Out the entrance at Thyborden and north for 36 hours to Stavanger on the west  coast. The conditions were pleasant if a little bumpy to start as the sea gradually died down so did the wind and we ended the passage with the motor and eventually no sails. Stavanger is an oil town. It is not terribly attractive in the approach but the town itself is quite charming. The old area has some fine examples of Norweigen architecture and cobbled streets complete the experience.

We tied up in the guest harbour right in the centre of town. The nightlife was fun and music and laughter filled the air until the wee small hours. Some say its too noisy here but we thoroughly enjoyed this spot. Two days later we moved out between the 3 huge cruise ships and sundry other tourist boats which had us squeezed into the corner of the harbour and headed inland up the fjords to the Lysefjorden. The 40nm trip was covered in the day in various weather. The Fjiord is spectacular. The evening saw us tied to the dock at Lysebotn. The end.
Lysefjord

 Working our way back the next day we stopped at Floyrii to wait for Tuuletar and her Australian owners Catherine Watts and Mark Pitman. Having been only WWS cyber acquaintances for some time we were keen to actually meet. It was a brief but fun catch up and we hope to meet them again soon.

Tuuletar

Floyrii

Floyrii is a hydro station. It was first built in 1914 to 16 and was to be the electric supply for a proposed steel mill. This project never got of the ground and after some years and financial difficulties it was eventually purchased by Stavanger and supplied power for the city. There is a cable railway with the longest wooden staircase in the world, at 4444 steps, adjacent to it. 

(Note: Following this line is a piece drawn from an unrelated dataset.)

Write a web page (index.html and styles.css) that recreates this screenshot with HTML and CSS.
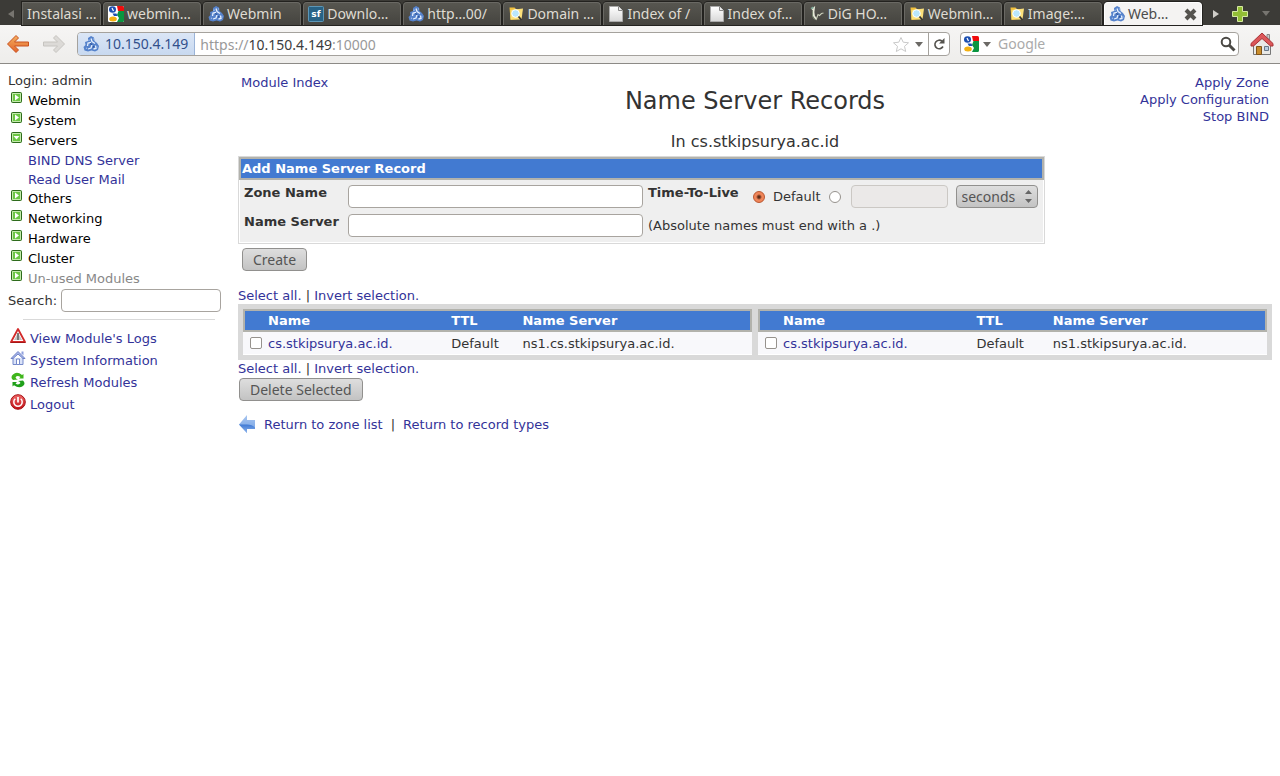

Intrepid hikers regularly take on the challenge and there were a steady stream of walkers arriving by ferry. There is no road into Floyrii. Meandering down the fjord during the afternoon we had alternating light but no rain and  so enjoyed the many waterfalls cascading from the mountain tops. Our anchorage in Foresand was the most spectacular location. Enhanced by the calm water and good light the reflections had us mesmerised.

Tuesday dawned raining hard and with no promise of any let up we decided to stay put.
Next we head to Hardanger Fjord and on to Bergen.